──────── Recorded information
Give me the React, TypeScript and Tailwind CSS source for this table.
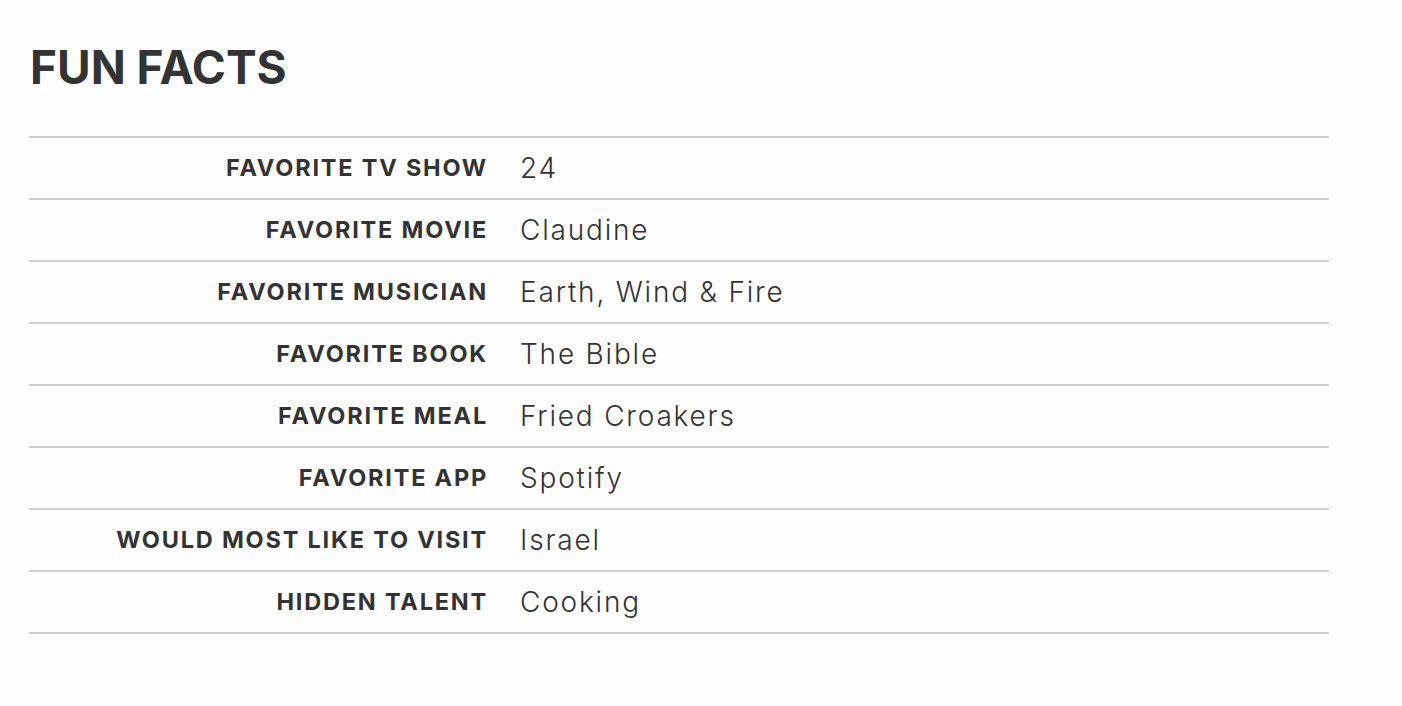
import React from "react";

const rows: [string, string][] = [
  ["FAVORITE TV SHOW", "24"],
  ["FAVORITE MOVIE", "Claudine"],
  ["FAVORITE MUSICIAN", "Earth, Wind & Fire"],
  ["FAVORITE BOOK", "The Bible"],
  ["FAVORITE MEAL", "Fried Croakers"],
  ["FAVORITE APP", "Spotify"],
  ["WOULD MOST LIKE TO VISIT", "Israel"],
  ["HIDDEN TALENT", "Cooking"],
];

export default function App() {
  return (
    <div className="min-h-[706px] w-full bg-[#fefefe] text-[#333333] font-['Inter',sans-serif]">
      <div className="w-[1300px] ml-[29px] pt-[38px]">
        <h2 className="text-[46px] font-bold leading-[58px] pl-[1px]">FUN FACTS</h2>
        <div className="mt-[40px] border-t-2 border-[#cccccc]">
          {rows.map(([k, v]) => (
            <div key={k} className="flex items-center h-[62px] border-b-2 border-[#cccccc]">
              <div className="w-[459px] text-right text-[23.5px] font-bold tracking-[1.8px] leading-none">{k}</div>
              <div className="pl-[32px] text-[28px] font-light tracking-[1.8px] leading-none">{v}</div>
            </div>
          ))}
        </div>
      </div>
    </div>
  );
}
────────────────
──────── Recorded information
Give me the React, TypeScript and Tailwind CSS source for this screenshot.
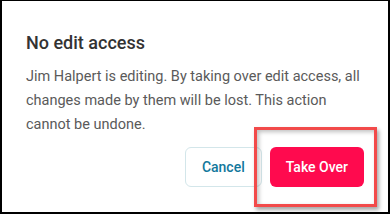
────────────────
Gather every line from the listing above in which the word "Give" appears.

Give me the React, TypeScript and Tailwind CSS source for this table.
Give me the React, TypeScript and Tailwind CSS source for this screenshot.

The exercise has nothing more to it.